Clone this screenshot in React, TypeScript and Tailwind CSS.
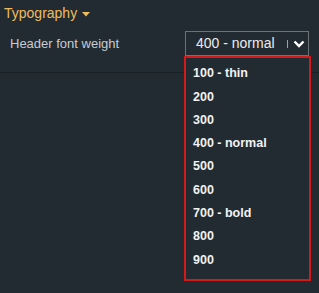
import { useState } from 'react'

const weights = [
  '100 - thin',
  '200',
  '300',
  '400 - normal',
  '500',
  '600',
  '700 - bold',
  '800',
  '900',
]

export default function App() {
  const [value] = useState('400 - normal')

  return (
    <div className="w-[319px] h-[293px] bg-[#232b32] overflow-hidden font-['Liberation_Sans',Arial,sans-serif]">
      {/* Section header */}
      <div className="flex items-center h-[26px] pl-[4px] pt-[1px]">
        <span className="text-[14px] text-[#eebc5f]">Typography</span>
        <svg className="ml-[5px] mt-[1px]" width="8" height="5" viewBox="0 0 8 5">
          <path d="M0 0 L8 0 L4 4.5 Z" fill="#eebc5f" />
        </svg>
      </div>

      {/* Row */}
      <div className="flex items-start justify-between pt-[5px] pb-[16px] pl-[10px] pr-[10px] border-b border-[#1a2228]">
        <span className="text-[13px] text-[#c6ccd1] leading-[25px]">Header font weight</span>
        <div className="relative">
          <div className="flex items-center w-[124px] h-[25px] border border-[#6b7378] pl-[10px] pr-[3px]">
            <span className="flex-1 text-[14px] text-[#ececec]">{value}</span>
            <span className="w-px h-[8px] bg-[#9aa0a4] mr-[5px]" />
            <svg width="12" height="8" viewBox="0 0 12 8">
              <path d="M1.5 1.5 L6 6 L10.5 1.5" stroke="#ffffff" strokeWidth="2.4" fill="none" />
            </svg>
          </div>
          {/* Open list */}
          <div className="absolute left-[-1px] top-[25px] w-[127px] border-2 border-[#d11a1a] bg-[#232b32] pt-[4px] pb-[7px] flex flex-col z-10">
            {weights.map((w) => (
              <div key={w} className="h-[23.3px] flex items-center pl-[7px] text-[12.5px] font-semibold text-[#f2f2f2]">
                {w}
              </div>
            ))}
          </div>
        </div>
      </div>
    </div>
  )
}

-----

> _The request_:
Restate the whole of the material word for word without the pictures.

> _The answer_:
Clone this screenshot in React, TypeScript and Tailwind CSS.
import { useState } from 'react'

const weights = [
  '100 - thin',
  '200',
  '300',
  '400 - normal',
  '500',
  '600',
  '700 - bold',
  '800',
  '900',
]

export default function App() {
  const [value] = useState('400 - normal')

  return (
    <div className="w-[319px] h-[293px] bg-[#232b32] overflow-hidden font-['Liberation_Sans',Arial,sans-serif]">
      {/* Section header */}
      <div className="flex items-center h-[26px] pl-[4px] pt-[1px]">
        <span className="text-[14px] text-[#eebc5f]">Typography</span>
        <svg className="ml-[5px] mt-[1px]" width="8" height="5" viewBox="0 0 8 5">
          <path d="M0 0 L8 0 L4 4.5 Z" fill="#eebc5f" />
        </svg>
      </div>

      {/* Row */}
      <div className="flex items-start justify-between pt-[5px] pb-[16px] pl-[10px] pr-[10px] border-b border-[#1a2228]">
        <span className="text-[13px] text-[#c6ccd1] leading-[25px]">Header font weight</span>
        <div className="relative">
          <div className="flex items-center w-[124px] h-[25px] border border-[#6b7378] pl-[10px] pr-[3px]">
            <span className="flex-1 text-[14px] text-[#ececec]">{value}</span>
            <span className="w-px h-[8px] bg-[#9aa0a4] mr-[5px]" />
            <svg width="12" height="8" viewBox="0 0 12 8">
              <path d="M1.5 1.5 L6 6 L10.5 1.5" stroke="#ffffff" strokeWidth="2.4" fill="none" />
            </svg>
          </div>
          {/* Open list */}
          <div className="absolute left-[-1px] top-[25px] w-[127px] border-2 border-[#d11a1a] bg-[#232b32] pt-[4px] pb-[7px] flex flex-col z-10">
            {weights.map((w) => (
              <div key={w} className="h-[23.3px] flex items-center pl-[7px] text-[12.5px] font-semibold text-[#f2f2f2]">
                {w}
              </div>
            ))}
          </div>
        </div>
      </div>
    </div>
  )
}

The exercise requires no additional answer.